* BEGIN *

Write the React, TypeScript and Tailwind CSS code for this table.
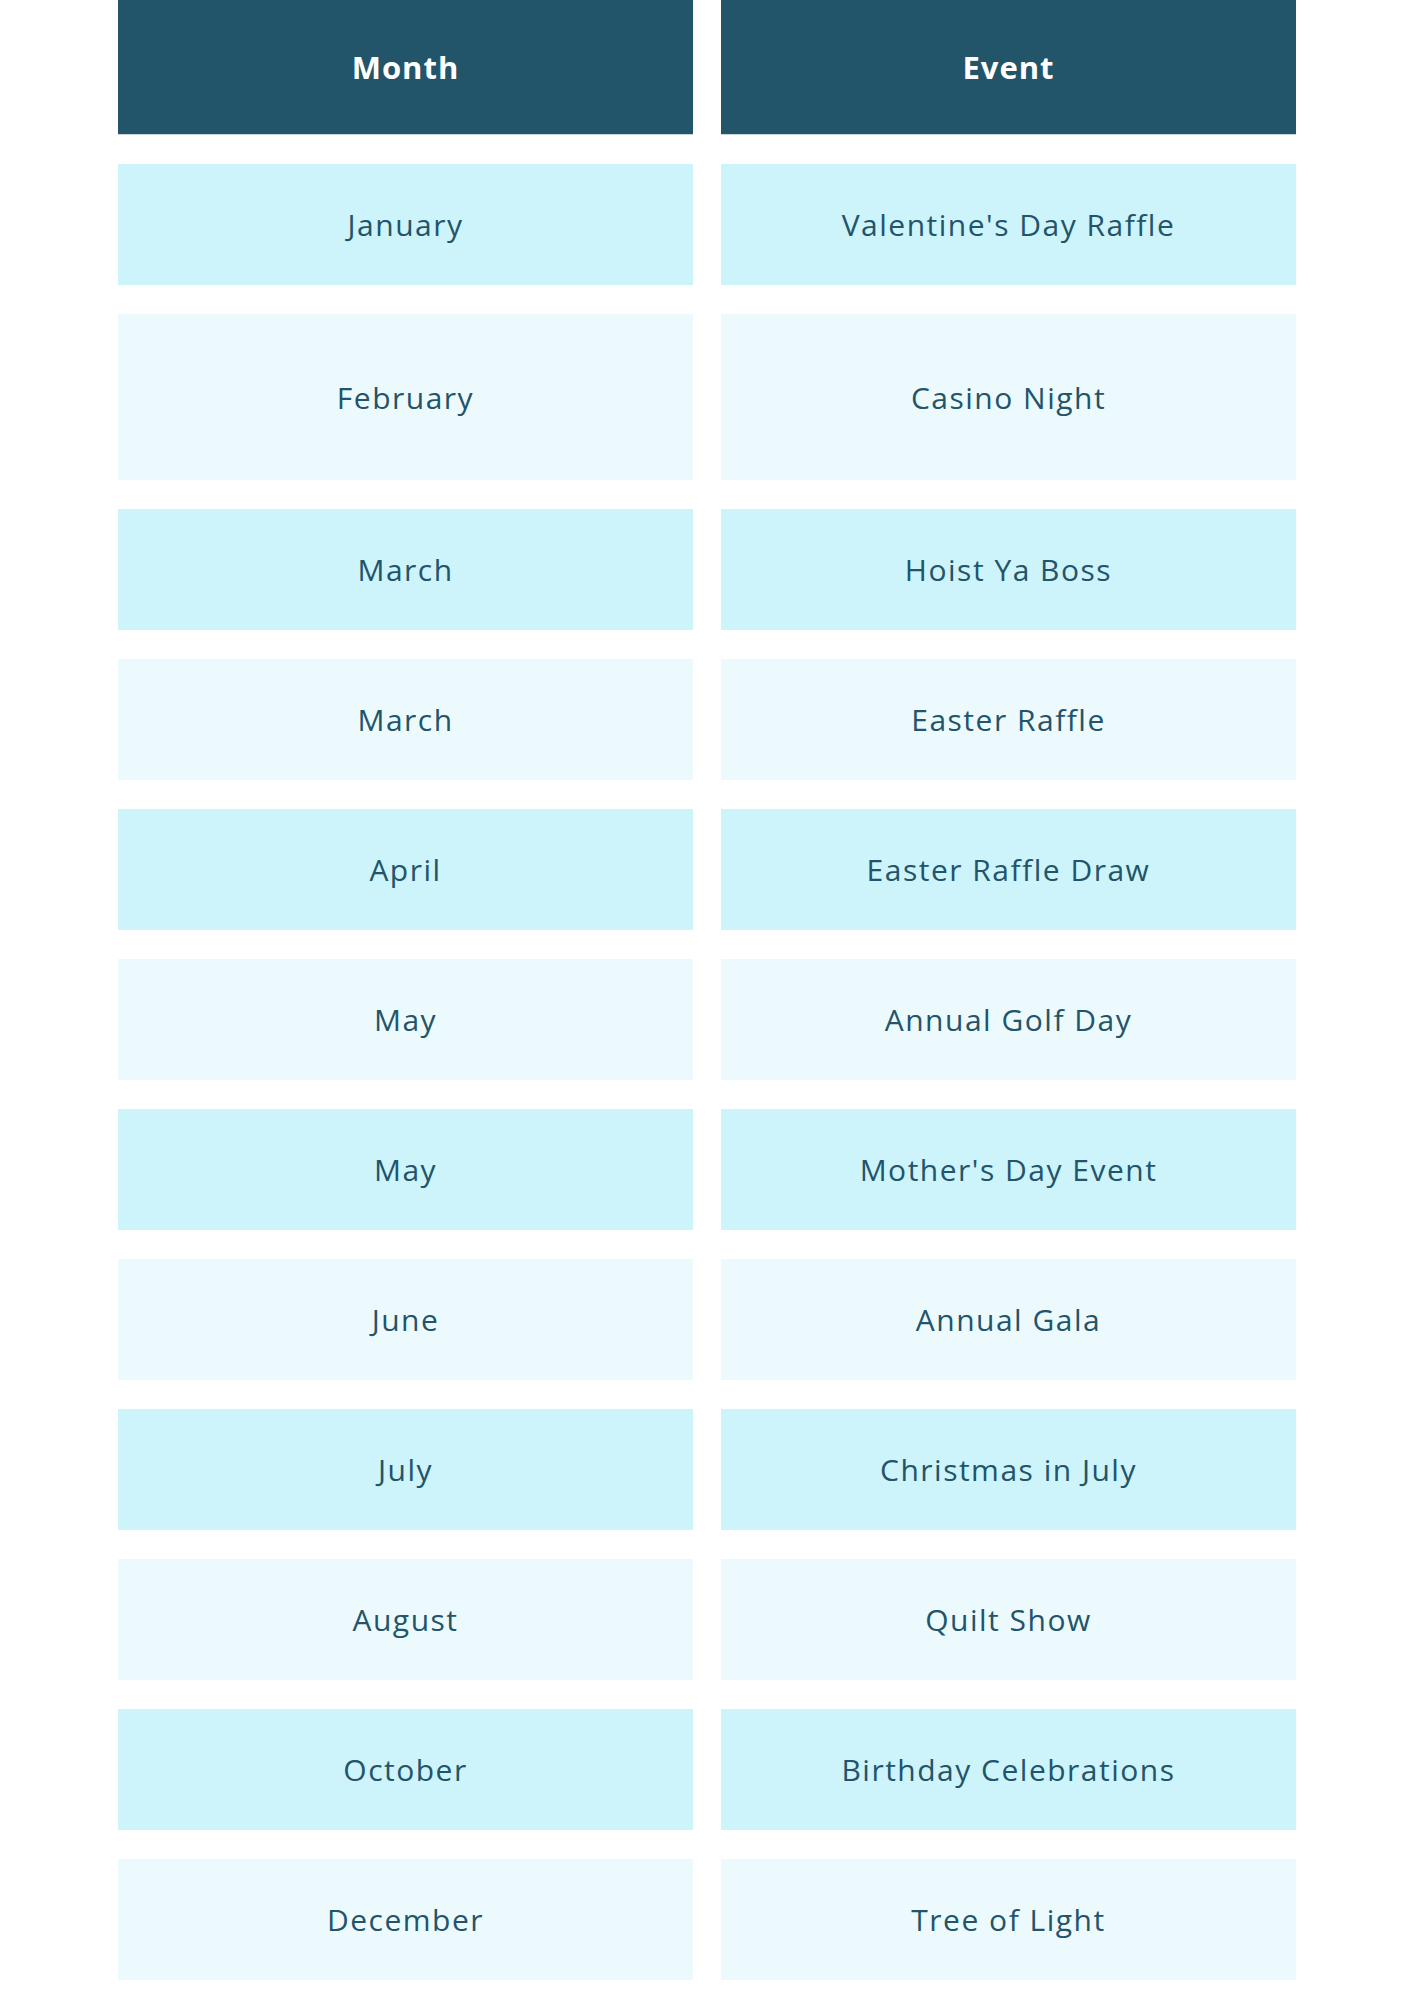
import React from "react";

const rows: [string, string][] = [
  ["January", "Valentine's Day Raffle"],
  ["February", "Casino Night"],
  ["March", "Hoist Ya Boss"],
  ["March", "Easter Raffle"],
  ["April", "Easter Raffle Draw"],
  ["May", "Annual Golf Day"],
  ["May", "Mother's Day Event"],
  ["June", "Annual Gala"],
  ["July", "Christmas in July"],
  ["August", "Quilt Show"],
  ["October", "Birthday Celebrations"],
  ["December", "Tree of Light"],
];

export default function App() {
  return (
    <div
      className="w-[1414px] bg-white pb-[22px]"
      style={{ fontFamily: '"Open Sans", "Liberation Sans", sans-serif' }}
    >
      <div className="mx-auto grid w-[1178px] grid-cols-2 gap-x-[28px] gap-y-[29px]">
        <div className="flex h-[135px] items-center justify-center bg-[#22546a] border-b border-[#c9d3d8] text-[31px] font-bold tracking-[1px] text-white">
          Month
        </div>
        <div className="flex h-[135px] items-center justify-center bg-[#22546a] border-b border-[#c9d3d8] text-[31px] font-bold tracking-[1px] text-white">
          Event
        </div>
        {rows.map(([m, e], i) => {
          const odd = i % 2 === 0;
          const h = i === 1 ? "h-[166px]" : "h-[121px]";
          const bg = odd ? "bg-[#cdf3fb]" : "bg-[#ecfafe]";
          return (
            <React.Fragment key={i}>
              <div className={`flex ${h} items-center justify-center ${bg} text-[30px] tracking-[1.5px] text-[#22546a]`}>
                {m}
              </div>
              <div className={`flex ${h} items-center justify-center ${bg} text-[30px] tracking-[1.5px] text-[#22546a]`}>
                {e}
              </div>
            </React.Fragment>
          );
        })}
      </div>
    </div>
  );
}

* END *

» THE PROBLEM: Omitting all pictures, restate exactly the lines of the material from its start through the line that contains "import React from".

» THE SOLUTION:
Write the React, TypeScript and Tailwind CSS code for this table.
import React from "react";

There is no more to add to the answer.